Es muy complicado, desde las consecuencias objetivas, desmentir que son más los que no quieren saber qué fue de López. El Gobierno, porque a medida que el caso va perdiéndose amortigua su responsabilidad (so pena de que le tiren un cadáver en alguna instancia políticamente “adecuada”). La derecha, porque teme que si la desaparición es consecuencia de una patrulla de tinte paramilitar, así sea inorgánica, le será muy difícil no quedar reasociada a su pasado procesista. La sociedad, porque no quiere saber nada con la aparición de algún elemento capaz de desmadrar o perjudicar la recuperación económica. Las especulaciones pueden ser éstas u otras y se aceptan sugerencias ratificatorias o argumentos contrarios, pero lo concreto es que López está en el olvido. El grueso popular, la dirigencia en general y los medios grandes de comunicación vuelven a mostrar la peor de sus caras.

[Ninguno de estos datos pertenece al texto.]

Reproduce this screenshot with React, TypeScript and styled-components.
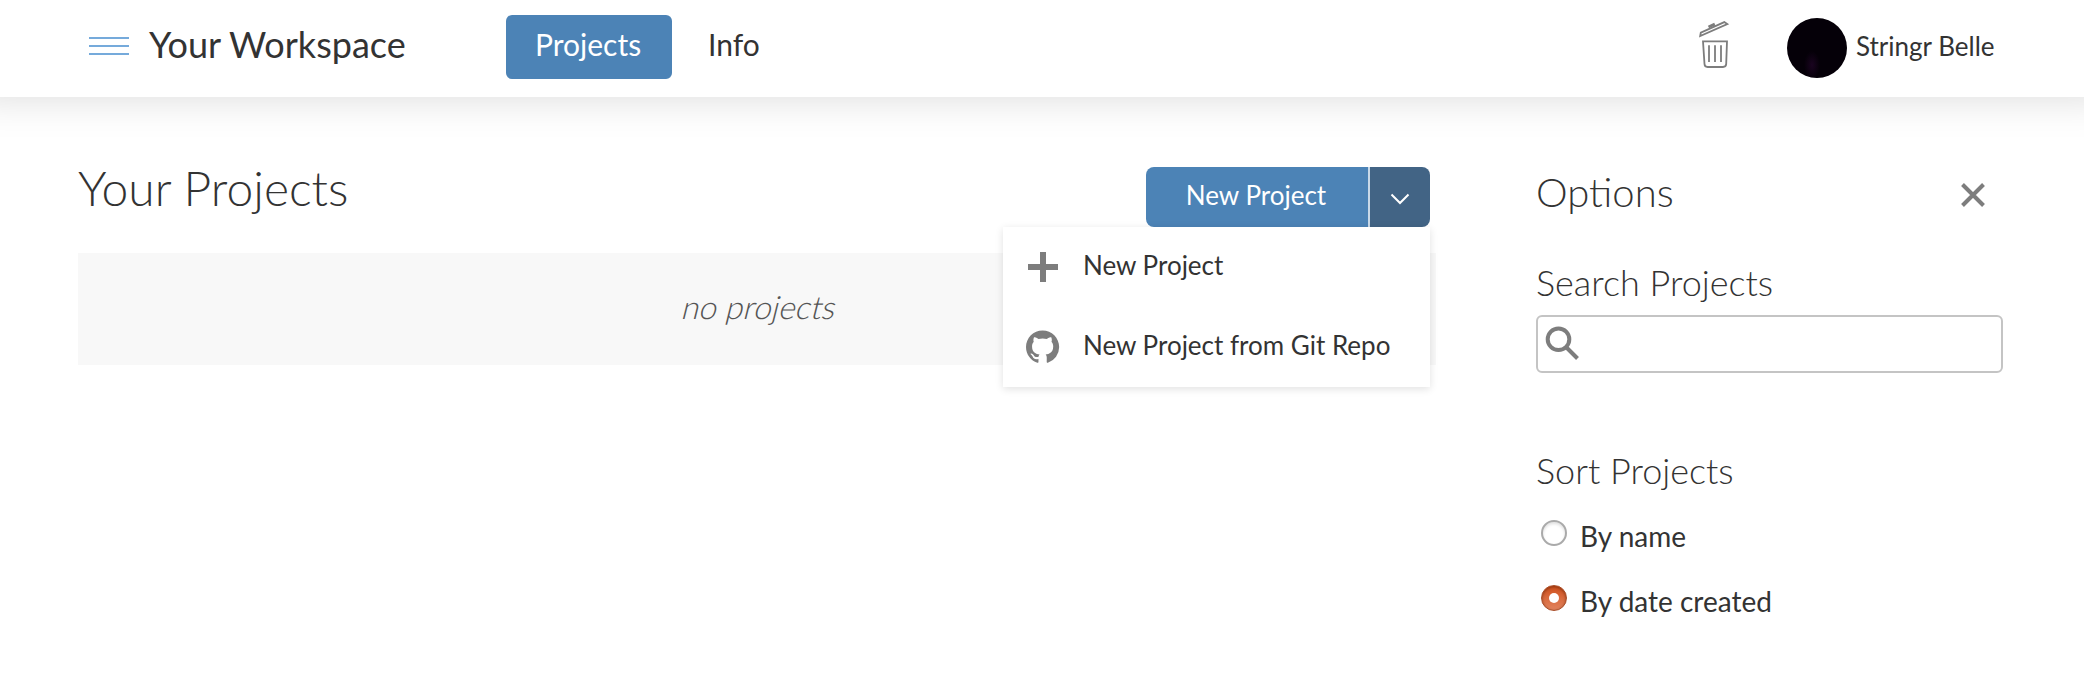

Esté donde esté y como esté, una inclinación, digamos, natural, lleva a preguntar qué le habrá pasado. Y más tarde, a decir “pobre López”. Si se piensa mejor, deberíamos juzgar que lo que le haya pasado, lo que le hayan hecho e, inclusive, su aparición con vida, ya no están en condiciones de variar la conclusión de que el aparato del Estado –en el mejor de los casos– es de una ineptitud algo así como incalificable, primero para proteger a un testigo puntual contra un genocida y después para investigar su paradero. Y junto con eso, o antes que eso, unos medios de comunicación y una sociedad que se permiten mirar para el costado. O no mirar, sencillamente. Por comodidad, por incertidumbre o por impotencia, no importa.
Quienes coincidan con este diagnóstico también lo harán con que, en lugar de qué le habrá pasado y de pobre López, es mucho más certero decir pobres de nosotros.